“Ayúdame, Señor, pues estoy desamparada”
Con estas palabras se dirigió la reina Esther a Dios ante una situación dramática. El rey había firmado un decreto con la orden de ejecutar a todos los judios que habitaban en su reino.
La reina Esther sintió un terrible miedo de hablar ante el Rey en favor de su pueblo, la comunidad judía. En ese dilema estaba: hablar, arriesgando a no ser escuchada por el rey, o callar, confiando que a ella no la matarían.
Mardoqueo, así se llamaba el tío de la reina Esther, también judío, le dijo: “¿Crees que por ser tú la reina, a ti no te van a matar? Si Dios te ha concedido ser reina es, precisamente, para que ayudes a tu pueblo, hables con el rey, y no sea exterminado. La reina le dio miedo porque dice: “Va a morir todo mi pueblo y voy a morir yo también; si hablo y no me escucha el rey, voy a ser la primera en ser asesinada”. Sin embargo esta es la oración que dice la reina: “Señor, yo sé, por los libros que nos dejaron nuestros padres, que tú siempre salvas a los que te son fieles. Ayúdame ahora a mí, porque no tengo a nadie más que a ti, Señor y Dios mío”.

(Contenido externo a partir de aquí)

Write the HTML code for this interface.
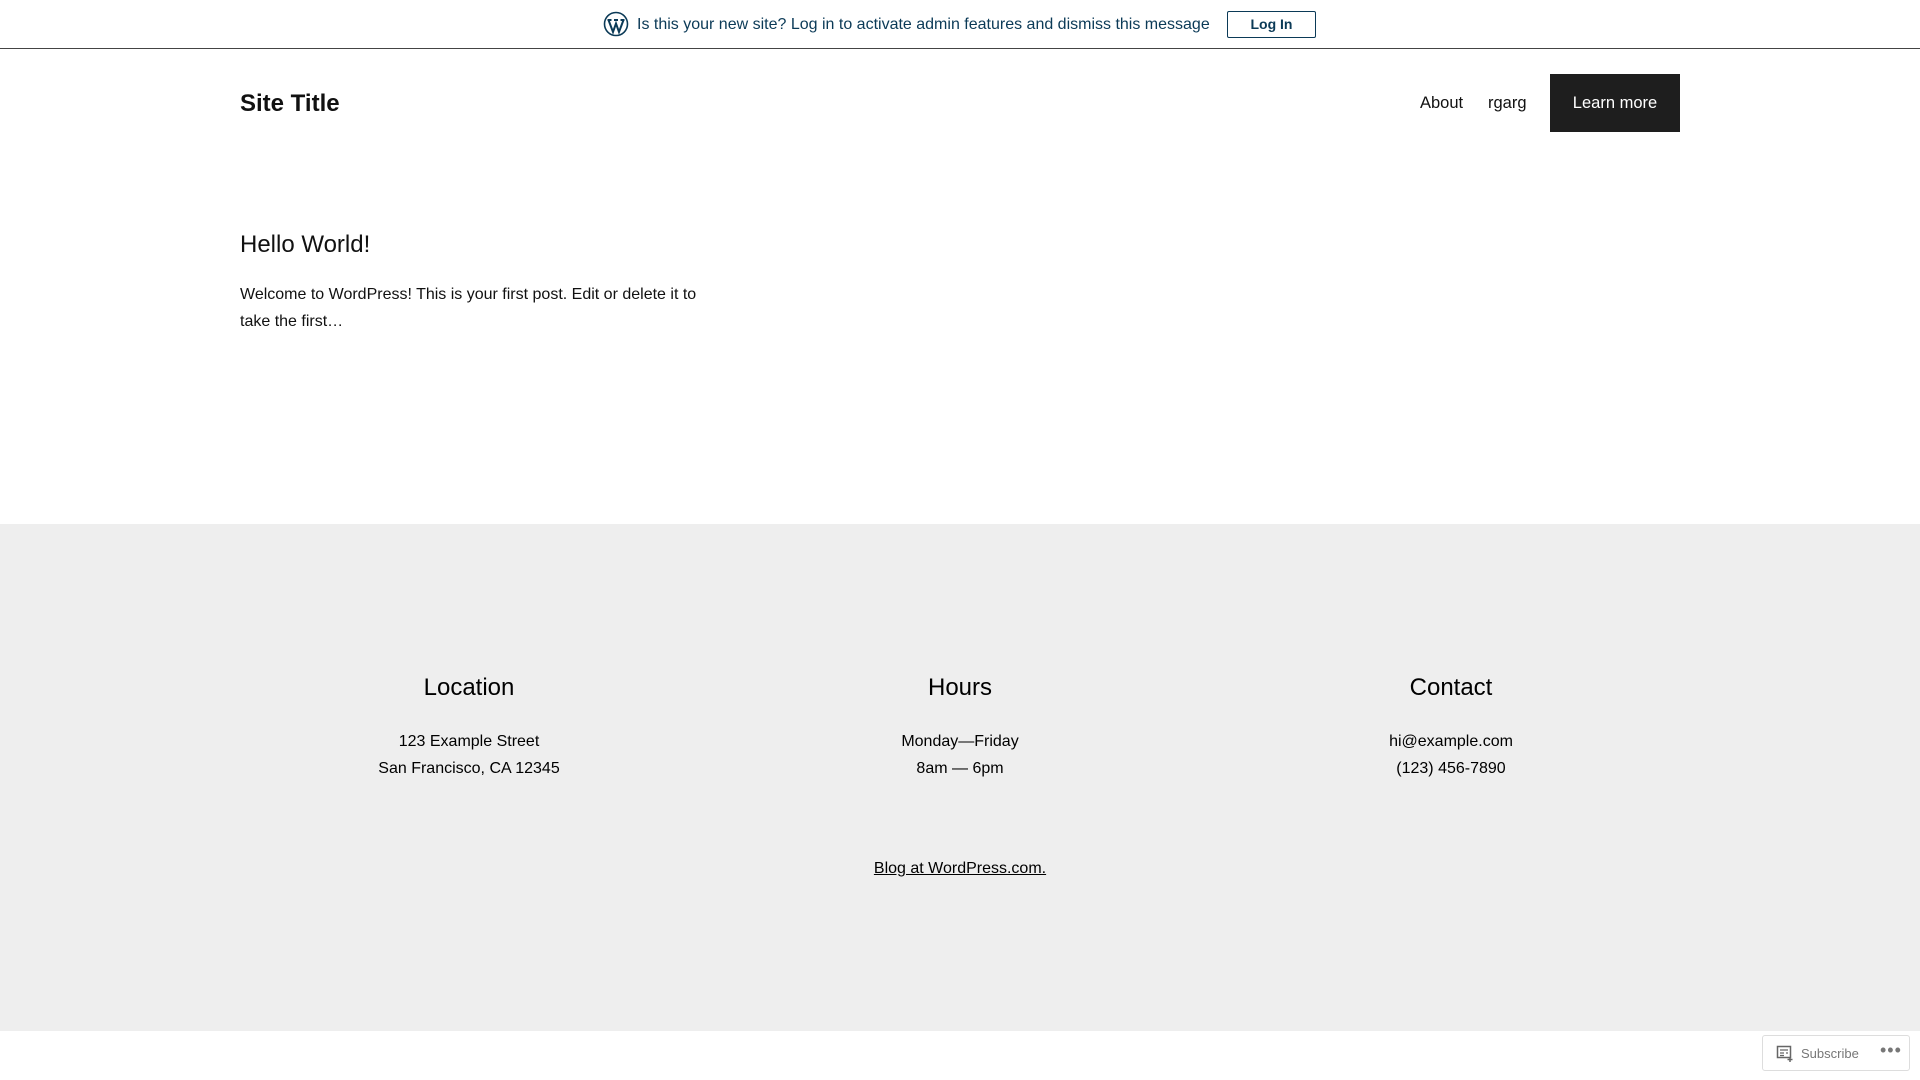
<!DOCTYPE html>
<html><head><meta charset="utf-8"><style>
*{margin:0;padding:0;box-sizing:border-box}
html,body{width:1920px;height:1080px;overflow:hidden;background:#fff;font-family:"Liberation Sans",Arial,sans-serif;color:#111}
.bar{position:absolute;top:0;left:0;width:1920px;height:49px;border-bottom:1px solid #444;background:#fff}
.bar .msg{position:absolute;left:637px;top:16px;font-size:16px;color:#0b3a57}
.bar svg{position:absolute;left:603px;top:11px}
.bar .btn{position:absolute;left:1227px;top:11px;width:89px;height:27px;border:1px solid #0b3a57;border-radius:2px;font-size:14px;font-weight:bold;color:#0b3a57;text-align:center;line-height:25px}
.title{position:absolute;left:240px;top:90px;font-size:24px;font-weight:bold;color:#111}
.nav{position:absolute;top:94px;font-size:16.5px;color:#111}
.lm{position:absolute;left:1550px;top:74px;width:130px;height:58px;background:#1e1e1e;color:#fff;font-size:16.5px;text-align:center;line-height:58px}
h2.post{position:absolute;left:240px;top:231px;font-size:24px;font-weight:normal}
p.ex{position:absolute;left:240px;top:281px;width:480px;font-size:16px;line-height:27px}
.foot{position:absolute;top:524px;left:0;width:1920px;height:507px;background:#eeeeee}
.col{position:absolute;top:150px;width:400px;text-align:center;margin-left:-200px}
.col h3{font-size:24px;font-weight:normal;color:#000;margin-bottom:26px}
.col p{font-size:16px;line-height:27px;color:#000}
.blog{position:absolute;top:336px;left:0;width:1920px;text-align:center;font-size:16px;text-decoration:underline;color:#000}
.sub{position:absolute;left:1762px;top:1035px;width:148px;height:36px;border:1px solid #ddd;border-radius:3px;background:#fff;font-size:13px;color:#777}
</style></head><body>
<div class="bar">
<svg width="26" height="26" viewBox="0 0 26 26"><circle cx="13" cy="13" r="11.5" fill="none" stroke="#0b3a57" stroke-width="1.6"/><path d="M5.5 9 L10 21 L13 12.5 L16 21 L20.5 9 M4.5 9h4 M11 9h4 M17.5 9h4" fill="none" stroke="#0b3a57" stroke-width="2"/></svg>
<div class="msg">Is this your new site? Log in to activate admin features and dismiss this message</div>
<div class="btn">Log In</div>
</div>
<div class="title">Site Title</div>
<div class="nav" style="left:1420px">About</div>
<div class="nav" style="left:1488px">rgarg</div>
<div class="lm">Learn more</div>
<h2 class="post">Hello World!</h2>
<p class="ex">Welcome to WordPress! This is your first post. Edit or delete it to take the first…</p>
<div class="foot">
<div class="col" style="left:469px"><h3>Location</h3><p>123 Example Street<br>San Francisco, CA 12345</p></div>
<div class="col" style="left:960px"><h3>Hours</h3><p>Monday—Friday<br>8am — 6pm</p></div>
<div class="col" style="left:1451px"><h3>Contact</h3><p>hi@example.com<br>(123) 456-7890</p></div>
<div class="blog">Blog at WordPress.com.</div>
</div>
<div class="sub">
<svg style="position:absolute;left:13px;top:9px" width="18" height="18" viewBox="0 0 18 18"><rect x="1.5" y="1.5" width="13" height="11" fill="none" stroke="#666" stroke-width="1.5"/><path d="M4 5h8M4 8h4M10 8h2M4 10.5h4" stroke="#666" stroke-width="1.2"/><path d="M14 12v5M11.5 14.5h5" stroke="#666" stroke-width="1.5"/></svg>
<span style="position:absolute;left:38px;top:10px">Subscribe</span>
<span style="position:absolute;left:117px;top:4px;font-size:18px;letter-spacing:1px">•••</span>
</div>
</body></html>
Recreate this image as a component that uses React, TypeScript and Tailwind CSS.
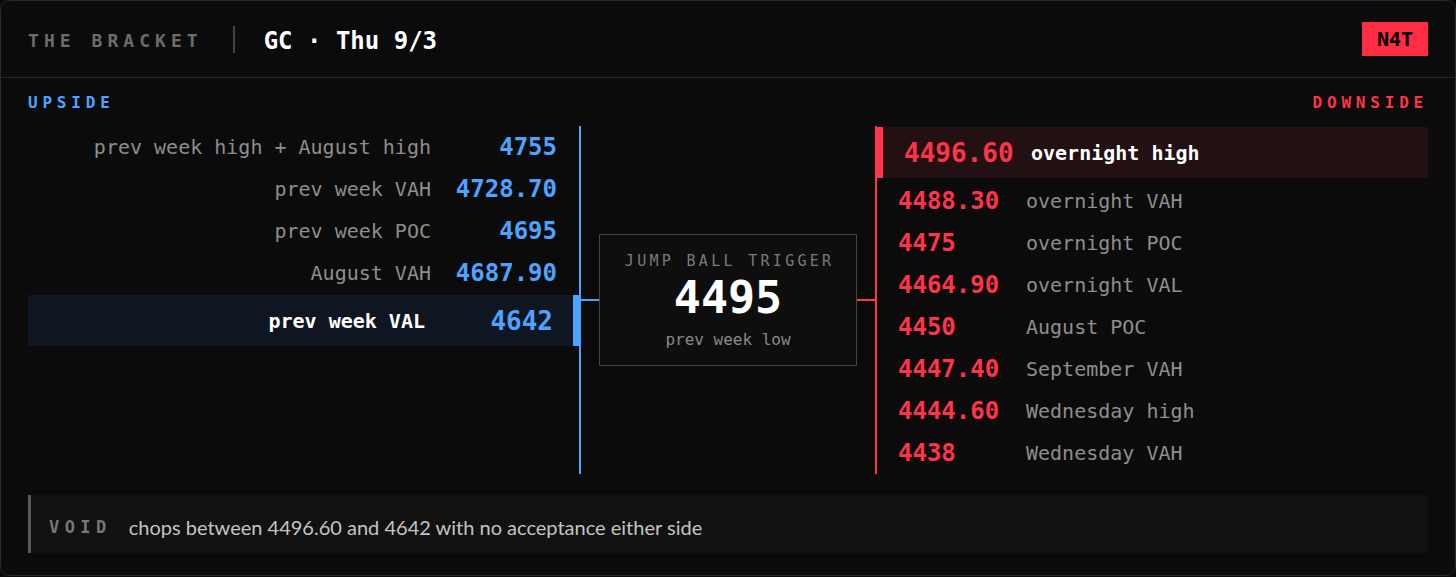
export default function App() {
  const up: [string, string][] = [
    ["prev week high + August high", "4755"],
    ["prev week VAH", "4728.70"],
    ["prev week POC", "4695"],
    ["August VAH", "4687.90"],
  ];
  const down: [string, string][] = [
    ["4488.30", "overnight VAH"],
    ["4475", "overnight POC"],
    ["4464.90", "overnight VAL"],
    ["4450", "August POC"],
    ["4447.40", "September VAH"],
    ["4444.60", "Wednesday high"],
    ["4438", "Wednesday VAH"],
  ];
  return (
    <div className="min-h-screen bg-[#0b0b0b] font-['DejaVu_Sans_Mono',monospace]">
      <div className="h-[576px] rounded-[10px] border border-[#2a2a2a] bg-[#0b0b0b] flex flex-col">
        <header className="h-[77px] shrink-0 border-b border-[#262626] px-[27px] flex items-center justify-between">
          <div className="flex items-center">
            <span className="pt-[4px] text-[18px] leading-[18px] font-bold tracking-[0.28em] text-[#6c6c6c]">
              THE BRACKET
            </span>
            <span className="ml-[30px] w-[2px] h-[27px] bg-[#444444]" />
            <span className="ml-[29px] pt-[4px] text-[24px] leading-[24px] font-bold text-white">
              GC · Thu 9/3
            </span>
          </div>
          <div className="h-[34px] px-[15px] bg-[#ff2d44] flex items-center text-[20px] leading-[20px] font-bold text-black">
            N4T
          </div>
        </header>

        <div className="px-[27px] pt-[17px] flex flex-col">
          <div className="flex justify-between text-[16px] leading-[16px] font-bold tracking-[0.3em]">
            <span className="text-[#4da3ff]">UPSIDE</span>
            <span className="text-[#ff3349]">DOWNSIDE</span>
          </div>

          <div className="mt-[15px] h-[348px] grid grid-cols-[551px_298px_551px]">
            {/* upside */}
            <div className="flex flex-col">
              {up.map(([label, num]) => (
                <div key={num} className="h-[42px] flex items-center justify-end gap-[16px] pr-[22px]">
                  <span className="text-[20px] leading-[24px] text-[#8e8e8e]">{label}</span>
                  <span className="w-[110px] text-right text-[24px] leading-[28px] font-bold text-[#4da3ff]">
                    {num}
                  </span>
                </div>
              ))}
              <div className="mt-[1px] h-[51px] bg-[#0f1621] border-r-[6px] border-[#4da3ff] flex items-center justify-end gap-[18px] pr-[20px]">
                <span className="text-[20px] leading-[24px] font-bold text-white">prev week VAL</span>
                <span className="w-[110px] text-right text-[26px] leading-[30px] font-bold text-[#4da3ff]">
                  4642
                </span>
              </div>
            </div>

            {/* center */}
            <div className="border-l-2 border-l-[#4da3ff] border-r-2 border-r-[#ff3349] flex items-center">
              <div className="w-[18px] h-[2px] bg-[#4da3ff]" />
              <div className="w-[258px] h-[132px] border border-[#444444] bg-[#0e0e0e] flex flex-col items-center pt-[17px]">
                <span className="text-[15px] leading-[18px] tracking-[0.22em] pl-[0.22em] text-[#7a7a7a]">
                  JUMP BALL TRIGGER
                </span>
                <span className="mt-[6px] text-[45px] leading-[44px] font-bold text-white">4495</span>
                <span className="mt-[10px] text-[16px] leading-[20px] text-[#8a8a8a]">prev week low</span>
              </div>
              <div className="w-[18px] h-[2px] bg-[#ff3349]" />
            </div>

            {/* downside */}
            <div className="flex flex-col">
              <div className="mt-[1px] mb-[2px] h-[51px] bg-[#221013] border-l-[6px] border-[#ff3349] flex items-center gap-[15px] pl-[21px]">
                <span className="w-[112px] text-[26px] leading-[30px] font-bold text-[#ff3349]">4496.60</span>
                <span className="text-[20px] leading-[24px] font-bold text-white">overnight high</span>
              </div>
              {down.map(([num, label]) => (
                <div key={num} className="h-[42px] flex items-center gap-[16px] pl-[21px]">
                  <span className="w-[112px] text-[24px] leading-[28px] font-bold text-[#ff3349]">{num}</span>
                  <span className="text-[20px] leading-[24px] text-[#8e8e8e]">{label}</span>
                </div>
              ))}
            </div>
          </div>

          <div className="mt-[21px] h-[58px] border-l-[3px] border-[#5a5a5a] bg-[#111111] flex items-center pl-[18px] pt-[6px]">
            <span className="text-[17px] leading-[20px] font-bold tracking-[0.32em] text-[#777777]">VOID</span>
            <span className="ml-[17px] font-['Lato',sans-serif] text-[20px] leading-[22px] text-[#c4c4c4]">
              chops between 4496.60 and 4642 with no acceptance either side
            </span>
          </div>
        </div>
      </div>
    </div>
  );
}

Con estas palabras refleja su confianza en la ayuda de Dios, se pone en manos de Dios; pero también se arriesga, interviene, actúa, y se presenta ante el rey. ¿Cuántas veces nosotros venimos y le pedimos algo a Dios, pero queremos que él lo resuelva y nos vamos con los brazos cruzados, y seguimos con los brazos cruzados, sin hacer nada para resolver un problema?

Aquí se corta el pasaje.